By Linda Merrill, Networx
1. Plastic sheeting: Plastic sheet kits for windows are a relatively inexpensive item than can save big bucks on monthly heating bills. Kits are available in indoor and outdoor versions as well. Seal off three-season porches and unused patio doors for the winter to decrease heat loss.
2. Nano-ceramic window films: High tech spectrally-selective “nano-ceramic” window films, available mainly to the building industry, provide a protective barrier against harmful infrared and UV radiation. These films let in maximum amounts of light while keeping out the sun’s destructive rays. Films come in clear or tinted varieties.
3. Shutters: Exterior and interior window shutters are an age-old method of keeping out the heat of the sun in the summer and cold chilly winds in the winter.
4. Sheers: Sheer draperies in linen, voile or other sheer fabrics are excellent at filtering out the hot sun without covering up the light or stopping a cooling breeze.
5. Solar shades: Solar shades are clean, lined shades that completely cover a window opening. Made from heat- and glare-resistant materials, solar shades come in several different light-blocking levels and opaqueness. The exterior sides are often treated with UV rays blocking properties that allow light to pass into the home, yet reflects the heat back out.
6. Drapes: Heavy hanging drapes are a beautiful way to cover up windows, especially those that may have leaks. Even windows that are relatively sound aren’t completely heat proof and heavy insulated drapes will keep the chill and drafts at bay. Closing the drapery at night provides additional protection. Drapery that is mounted as close to the wall as possible will have added coverage (versus a 3-4” projection away from the wall or window).

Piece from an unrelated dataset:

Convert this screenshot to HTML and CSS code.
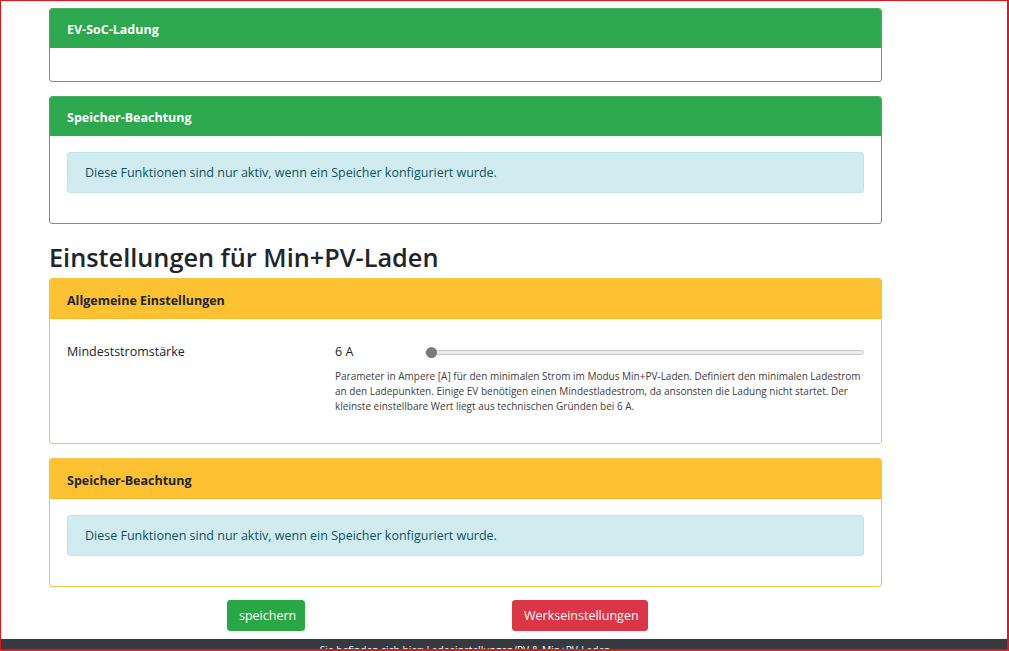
FILE: index.html
```html
<!DOCTYPE html>
<html lang="de">
<head>
<meta charset="utf-8">
<title>Ladeeinstellungen</title>
<link rel="stylesheet" href="styles.css">
</head>
<body>
<div class="frame"></div>
<main class="container">
  <section class="card card-green">
    <div class="card-header">EV-SoC-Ladung</div>
    <div class="card-body"></div>
  </section>
  <section class="card card-green">
    <div class="card-header">Speicher-Beachtung</div>
    <div class="card-body">
      <div class="alert">Diese Funktionen sind nur aktiv, wenn ein Speicher konfiguriert wurde.</div>
    </div>
  </section>

  <h2 class="section-title">Einstellungen für Min+PV-Laden</h2>

  <section class="card card-yellow">
    <div class="card-header">Allgemeine Einstellungen</div>
    <div class="card-body">
      <div class="form-row">
        <label class="form-label" for="minamp">Mindeststromstärke</label>
        <div class="form-field">
          <div class="slider-line">
            <span class="slider-value">6 A</span>
            <input id="minamp" class="slider" type="range" min="6" max="32" value="6">
          </div>
          <p class="help">Parameter in Ampere [A] für den minimalen Strom im Modus Min+PV-Laden. Definiert den minimalen Ladestrom an den Ladepunkten. Einige EV benötigen einen Mindestladestrom, da ansonsten die Ladung nicht startet. Der kleinste einstellbare Wert liegt aus technischen Gründen bei 6 A.</p>
        </div>
      </div>
    </div>
  </section>
  <section class="card card-yellow card-last">
    <div class="card-header">Speicher-Beachtung</div>
    <div class="card-body">
      <div class="alert">Diese Funktionen sind nur aktiv, wenn ein Speicher konfiguriert wurde.</div>
    </div>
  </section>

  <div class="actions">
    <button class="btn btn-success" type="button">speichern</button>
    <button class="btn btn-danger" type="button">Werkseinstellungen</button>
  </div>
</main>
<footer class="footer">
  <div class="footer-text">Sie befinden sich hier: Ladeeinstellungen/PV &amp; Min+PV-Laden</div>
</footer>
</body>
</html>
```

FILE: styles.css
```css
* { box-sizing: border-box; }

html, body {
  margin: 0;
  padding: 0;
}

body {
  font-family: "Open Sans", "Noto Sans", sans-serif;
  font-size: 12.5px;
  line-height: 20px;
  color: #212529;
  background: #fff;
}

.frame {
  position: fixed;
  top: 0;
  left: 0;
  width: 1009px;
  height: 651px;
  border-top: 1px solid #e8141b;
  border-left: 1px solid #e8141b;
  border-right: 2px solid #e8141b;
  border-bottom: 2px solid #e8141b;
  pointer-events: none;
  z-index: 10;
}

.container {
  width: 833px;
  margin-left: 49px;
  padding-top: 8px;
}

.card {
  border-radius: 3px;
  margin-bottom: 14px;
  overflow: hidden;
}

.card-last {
  margin-bottom: 13px;
}

.card-green { border: 1px solid #4daf65; }
.card-yellow { border: 1px solid #f6c344; }

.card-header {
  height: 40px;
  line-height: 20px;
  padding: 12px 17px 8px;
  font-weight: 700;
}

.card-green .card-header {
  background: #2ea84f;
  color: #fff;
  height: 39px;
  padding-top: 11px;
}

.card-yellow .card-header {
  background: #fdc132;
  color: #212529;
  border-bottom: 1px solid #f2b92c;
}

.card-body {
  padding: 16px 17px;
  min-height: 33px;
}

.alert {
  background: #d1ecf1;
  border: 1px solid #bee5eb;
  border-radius: 3px;
  color: #0c5460;
  padding: 10px 17px 9px;
  margin-bottom: 14px;
}

.section-title {
  font-size: 25.3px;
  font-weight: 600;
  line-height: 32px;
  margin: 17px 0 5px;
  color: #212529;
}

.form-row {
  display: grid;
  grid-template-columns: 268px 1fr;
  padding-top: 7px;
  padding-bottom: 13px;
}

.form-label {
  line-height: 20px;
}

.slider-line {
  display: flex;
  align-items: center;
  height: 20px;
}

.slider-value {
  width: 90px;
  flex: none;
}

.slider {
  -webkit-appearance: none;
  appearance: none;
  flex: 1;
  margin: 0;
  height: 11px;
  background: transparent;
}

.slider::-webkit-slider-runnable-track {
  height: 5px;
  background: #ececec;
  border: 1px solid #c9c9c9;
  border-radius: 3px;
}

.slider::-webkit-slider-thumb {
  -webkit-appearance: none;
  appearance: none;
  width: 11px;
  height: 11px;
  border-radius: 50%;
  background: #7a7a7a;
  margin-top: -4px;
  border: none;
}

.help {
  margin: 7px 0 0;
  font-size: 10px;
  line-height: 15px;
  color: #3d3d3d;
}

.actions {
  display: flex;
  padding-left: 178px;
  margin-bottom: 8px;
}

.btn {
  font-family: inherit;
  font-size: 12.5px;
  line-height: 19px;
  height: 31px;
  padding: 5px 11px;
  border: 1px solid transparent;
  border-radius: 3px;
  color: #fff;
  cursor: pointer;
}

.btn-success {
  background: #28a745;
  border-color: #28a745;
  width: 78px;
  margin-right: 207px;
}

.btn-danger {
  background: #dc3545;
  border-color: #dc3545;
  width: 136px;
}

.footer {
  background: #343a40;
  height: 40px;
  color: #fff;
}

.footer-text {
  width: 930px;
  text-align: center;
  font-size: 10.2px;
  line-height: 14px;
  padding-top: 4px;
}
```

7. Thermal-lined window treatments: Many window treatments can be made with thermal lining, even top mounted swags, which is helpful if older windows have leaks in that area.

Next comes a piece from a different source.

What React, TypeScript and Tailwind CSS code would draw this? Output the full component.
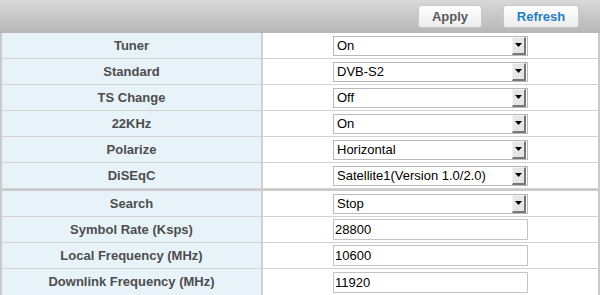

8. Thermal shades: Thermal window shades can be installed using standard roller shade hardware, making them energy helpful and still inexpensive. Thermal shades are great for windows that don’t have leaks, but do lose energy through the glass.

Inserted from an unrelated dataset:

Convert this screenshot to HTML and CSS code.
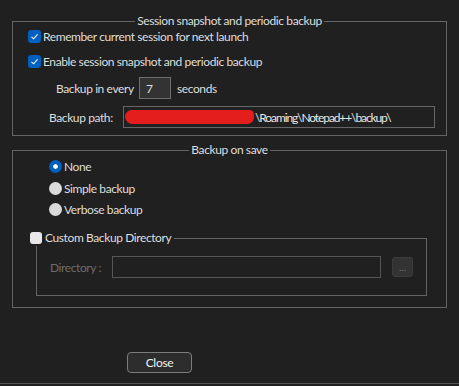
FILE: index.html
```html
<!DOCTYPE html>
<html lang="en">
<head>
<meta charset="UTF-8">
<title>Backup</title>
<link rel="stylesheet" href="styles.css">
</head>
<body>
<div class="dialog">

  <fieldset class="group group-session">
    <legend>Session snapshot and periodic backup</legend>
    <label class="row row-check">
      <span class="check on"><svg viewBox="0 0 13 13"><path d="M3.5 6.8 L5.6 8.8 L9.6 4.4"/></svg></span>
      Remember current session for next launch
    </label>
    <label class="row row-check row-enable">
      <span class="check on"><svg viewBox="0 0 13 13"><path d="M3.5 6.8 L5.6 8.8 L9.6 4.4"/></svg></span>
      Enable session snapshot and periodic backup
    </label>
    <div class="row row-every">
      <span class="lbl lbl-every">Backup in every</span>
      <span class="field field-num">7</span>
      <span class="unit">seconds</span>
    </div>
    <div class="row row-path">
      <span class="lbl lbl-path">Backup path:</span>
      <span class="field field-path"><span class="redact"></span>\Roaming\Notepad++\backup\</span>
    </div>
  </fieldset>

  <fieldset class="group group-save">
    <legend>Backup on save</legend>
    <label class="row row-radio row-none"><span class="radio on"></span>None</label>
    <label class="row row-radio row-simple"><span class="radio"></span>Simple backup</label>
    <label class="row row-radio row-verbose"><span class="radio"></span>Verbose backup</label>

    <fieldset class="group group-custom">
      <legend><span class="check off"></span>Custom Backup Directory</legend>
      <div class="row row-dir">
        <span class="lbl lbl-dir">Directory :</span>
        <span class="field field-dir"></span>
        <button class="btn-browse" type="button">...</button>
      </div>
    </fieldset>
  </fieldset>

  <div class="footer">
    <button class="btn-close" type="button">Close</button>
  </div>

</div>
</body>
</html>
```

FILE: styles.css
```css
html, body {
  margin: 0;
  padding: 0;
  background: #202020;
}

body {
  width: 459px;
  height: 386px;
  overflow: hidden;
  font-family: Lato, "Noto Sans", sans-serif;
  font-size: 12px;
  letter-spacing: -0.4px;
  color: #dedede;
}

.dialog {
  height: 384px;
  box-sizing: border-box;
  border-bottom: 1px solid #545454;
  overflow: hidden;
}

.group {
  box-sizing: border-box;
  min-width: 0;
  margin: 0;
  padding: 0;
  border: 1px solid #646464;
}

.group > legend {
  padding: 0 2px;
  line-height: 16px;
  height: 16px;
  margin: 0 auto;
}

.group-session {
  margin: 13px 0 0 12px;
  width: 435px;
  height: 123px;
}

.group-save {
  margin: 6px 0 0 12px;
  width: 435px;
  height: 166px;
}

.group-custom {
  margin: 14px 0 0 23px;
  width: 391px;
  height: 66px;
}

.group-custom > legend {
  margin: 0 0 0 -7px;
  padding: 0 3px 0 0;
  display: flex;
  align-items: center;
}

.row {
  display: flex;
  align-items: center;
  white-space: nowrap;
}

.row-check {
  height: 14px;
  padding-left: 15px;
}

.row-enable {
  margin-top: 11px;
}

.row-every {
  margin-top: 9px;
  height: 22px;
  padding-left: 43px;
}

.row-path {
  margin-top: 7px;
  height: 22px;
  padding-left: 36px;
}

.lbl-every { width: 83px; }
.lbl-path { width: 74px; }
.lbl-dir { width: 62px; color: #6c6c6c; }

.field {
  box-sizing: border-box;
  height: 22px;
  border: 1px solid #666;
  display: flex;
  align-items: center;
}

.field-num {
  width: 32px;
  padding-left: 6px;
  background: #333;
  border-color: #6e6e6e;
}

.unit {
  margin-left: 6px;
}

.field-path {
  width: 312px;
  padding-left: 1px;
  color: #e6e6e6;
  letter-spacing: -1.1px;
}

.redact {
  width: 129px;
  height: 14px;
  margin-right: 1px;
  border-radius: 7px 5px 7px 8px;
  background: #e41d1d;
}

.check {
  box-sizing: border-box;
  width: 13px;
  height: 13px;
  border-radius: 3px;
  margin-right: 2px;
  flex: none;
}

.check.on {
  background: #0060c0;
}

.check svg {
  display: block;
  width: 13px;
  height: 13px;
}

.check svg path {
  fill: none;
  stroke: #fff;
  stroke-width: 1.1;
}

.check.off {
  width: 12px;
  height: 12px;
  background: #e8e8e8;
  margin-right: 3px;
}

.row-radio {
  height: 13px;
  padding-left: 36px;
}

.row-none { margin-top: 2px; }
.row-simple { margin-top: 9px; }
.row-verbose { margin-top: 8px; }

.radio {
  box-sizing: border-box;
  width: 13px;
  height: 13px;
  border-radius: 50%;
  background: #dadada;
  margin-right: 2px;
  flex: none;
}

.radio.on {
  border: 4px solid #0060c0;
  background-clip: padding-box;
  background-color: #fff;
}

.row-dir {
  margin-top: 10px;
  height: 22px;
  padding-left: 13px;
}

.field-dir {
  width: 269px;
  border-color: #555;
}

.btn-browse {
  box-sizing: border-box;
  margin-left: 11px;
  width: 21px;
  height: 20px;
  padding: 0;
  border: 1px solid #3c3c3c;
  border-radius: 3px;
  background: #333;
  color: #777;
  font: 10px Lato, sans-serif;
  line-height: 14px;
}

.footer {
  padding: 44px 0 0 127px;
}

.btn-close {
  box-sizing: border-box;
  display: block;
  width: 65px;
  height: 21px;
  padding: 0;
  border: 1px solid #7c7c7c;
  border-radius: 4px;
  background: #2d2d2d;
  color: #f0f0f0;
  font: 12px Lato, sans-serif;
  letter-spacing: -0.3px;
}
```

9. Homeycomb shades: Honeycomb shades keep in the heat in the winter and out in the summer. The air pocket cells in these shades provide an insulating layer between the inside air temperature and the outside.
10. Hard panels: Insulating hard panels are generally made from simple insulating foam cut slightly larger than the window size and pushed into place, or can be backed with plywood and painted to match the home’s exterior, or interior. This is a total blocking (light and air) option that is good for little used rooms such as basements or parts of homes that aren’t used in the winter. Excellent energy savings, but at the cost of light exposure.